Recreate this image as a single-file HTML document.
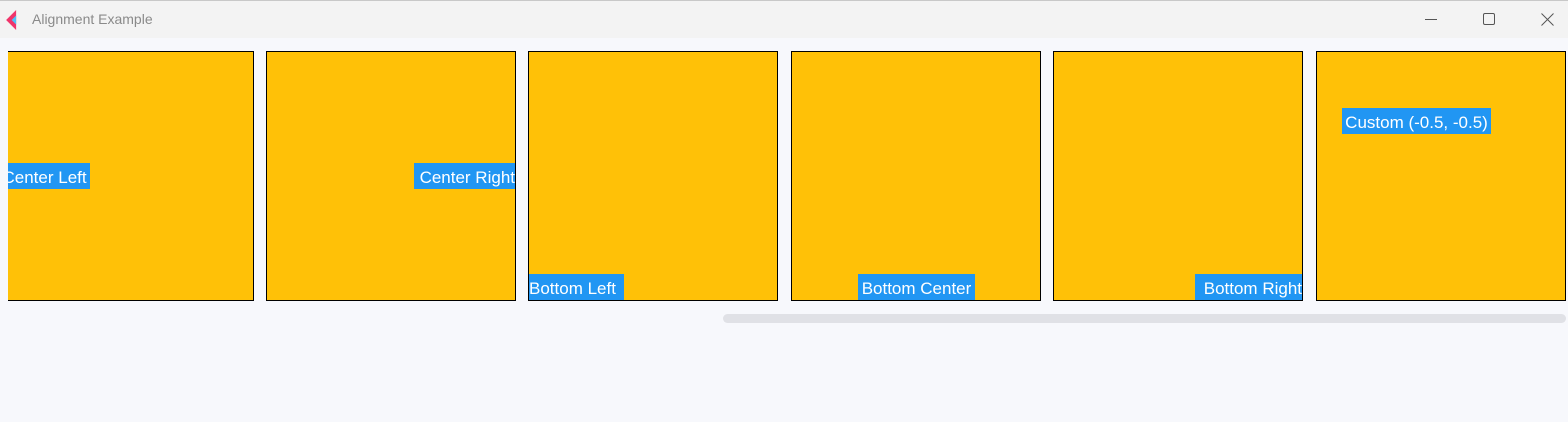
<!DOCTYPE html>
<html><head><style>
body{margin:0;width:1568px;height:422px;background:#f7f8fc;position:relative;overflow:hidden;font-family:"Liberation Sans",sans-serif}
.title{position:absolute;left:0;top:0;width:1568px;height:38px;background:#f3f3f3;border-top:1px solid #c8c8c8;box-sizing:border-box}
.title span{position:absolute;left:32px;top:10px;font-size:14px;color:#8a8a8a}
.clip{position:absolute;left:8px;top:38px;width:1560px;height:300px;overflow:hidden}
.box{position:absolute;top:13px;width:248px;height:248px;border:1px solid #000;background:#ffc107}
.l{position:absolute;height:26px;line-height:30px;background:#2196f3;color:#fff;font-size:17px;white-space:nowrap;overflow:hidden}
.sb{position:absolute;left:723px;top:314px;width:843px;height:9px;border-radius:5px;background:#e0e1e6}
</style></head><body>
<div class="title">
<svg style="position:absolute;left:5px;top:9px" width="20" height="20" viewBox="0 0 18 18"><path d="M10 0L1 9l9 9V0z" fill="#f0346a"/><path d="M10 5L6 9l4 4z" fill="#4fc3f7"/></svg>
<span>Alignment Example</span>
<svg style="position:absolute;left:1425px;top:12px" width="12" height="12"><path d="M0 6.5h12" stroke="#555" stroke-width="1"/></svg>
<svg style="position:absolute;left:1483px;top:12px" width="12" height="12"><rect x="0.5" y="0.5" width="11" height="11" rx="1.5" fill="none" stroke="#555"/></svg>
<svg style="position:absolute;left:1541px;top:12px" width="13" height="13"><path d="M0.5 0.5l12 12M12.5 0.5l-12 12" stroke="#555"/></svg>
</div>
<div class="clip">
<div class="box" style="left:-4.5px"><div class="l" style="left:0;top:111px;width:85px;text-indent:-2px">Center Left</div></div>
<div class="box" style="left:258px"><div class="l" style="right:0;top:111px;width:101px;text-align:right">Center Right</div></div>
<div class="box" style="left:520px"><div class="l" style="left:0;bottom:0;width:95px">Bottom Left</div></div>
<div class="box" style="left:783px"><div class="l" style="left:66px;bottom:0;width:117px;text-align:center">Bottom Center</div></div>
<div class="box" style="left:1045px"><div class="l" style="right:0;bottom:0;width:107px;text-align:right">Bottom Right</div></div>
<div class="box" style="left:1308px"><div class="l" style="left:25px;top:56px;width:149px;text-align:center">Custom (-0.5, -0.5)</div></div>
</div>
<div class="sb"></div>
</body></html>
---*---
* Written instruction:
Quote the material exactly. Pictures stay out.

* Written reply:
Recreate this image as a single-file HTML document.
<!DOCTYPE html>
<html><head><style>
body{margin:0;width:1568px;height:422px;background:#f7f8fc;position:relative;overflow:hidden;font-family:"Liberation Sans",sans-serif}
.title{position:absolute;left:0;top:0;width:1568px;height:38px;background:#f3f3f3;border-top:1px solid #c8c8c8;box-sizing:border-box}
.title span{position:absolute;left:32px;top:10px;font-size:14px;color:#8a8a8a}
.clip{position:absolute;left:8px;top:38px;width:1560px;height:300px;overflow:hidden}
.box{position:absolute;top:13px;width:248px;height:248px;border:1px solid #000;background:#ffc107}
.l{position:absolute;height:26px;line-height:30px;background:#2196f3;color:#fff;font-size:17px;white-space:nowrap;overflow:hidden}
.sb{position:absolute;left:723px;top:314px;width:843px;height:9px;border-radius:5px;background:#e0e1e6}
</style></head><body>
<div class="title">
<svg style="position:absolute;left:5px;top:9px" width="20" height="20" viewBox="0 0 18 18"><path d="M10 0L1 9l9 9V0z" fill="#f0346a"/><path d="M10 5L6 9l4 4z" fill="#4fc3f7"/></svg>
<span>Alignment Example</span>
<svg style="position:absolute;left:1425px;top:12px" width="12" height="12"><path d="M0 6.5h12" stroke="#555" stroke-width="1"/></svg>
<svg style="position:absolute;left:1483px;top:12px" width="12" height="12"><rect x="0.5" y="0.5" width="11" height="11" rx="1.5" fill="none" stroke="#555"/></svg>
<svg style="position:absolute;left:1541px;top:12px" width="13" height="13"><path d="M0.5 0.5l12 12M12.5 0.5l-12 12" stroke="#555"/></svg>
</div>
<div class="clip">
<div class="box" style="left:-4.5px"><div class="l" style="left:0;top:111px;width:85px;text-indent:-2px">Center Left</div></div>
<div class="box" style="left:258px"><div class="l" style="right:0;top:111px;width:101px;text-align:right">Center Right</div></div>
<div class="box" style="left:520px"><div class="l" style="left:0;bottom:0;width:95px">Bottom Left</div></div>
<div class="box" style="left:783px"><div class="l" style="left:66px;bottom:0;width:117px;text-align:center">Bottom Center</div></div>
<div class="box" style="left:1045px"><div class="l" style="right:0;bottom:0;width:107px;text-align:right">Bottom Right</div></div>
<div class="box" style="left:1308px"><div class="l" style="left:25px;top:56px;width:149px;text-align:center">Custom (-0.5, -0.5)</div></div>
</div>
<div class="sb"></div>
</body></html>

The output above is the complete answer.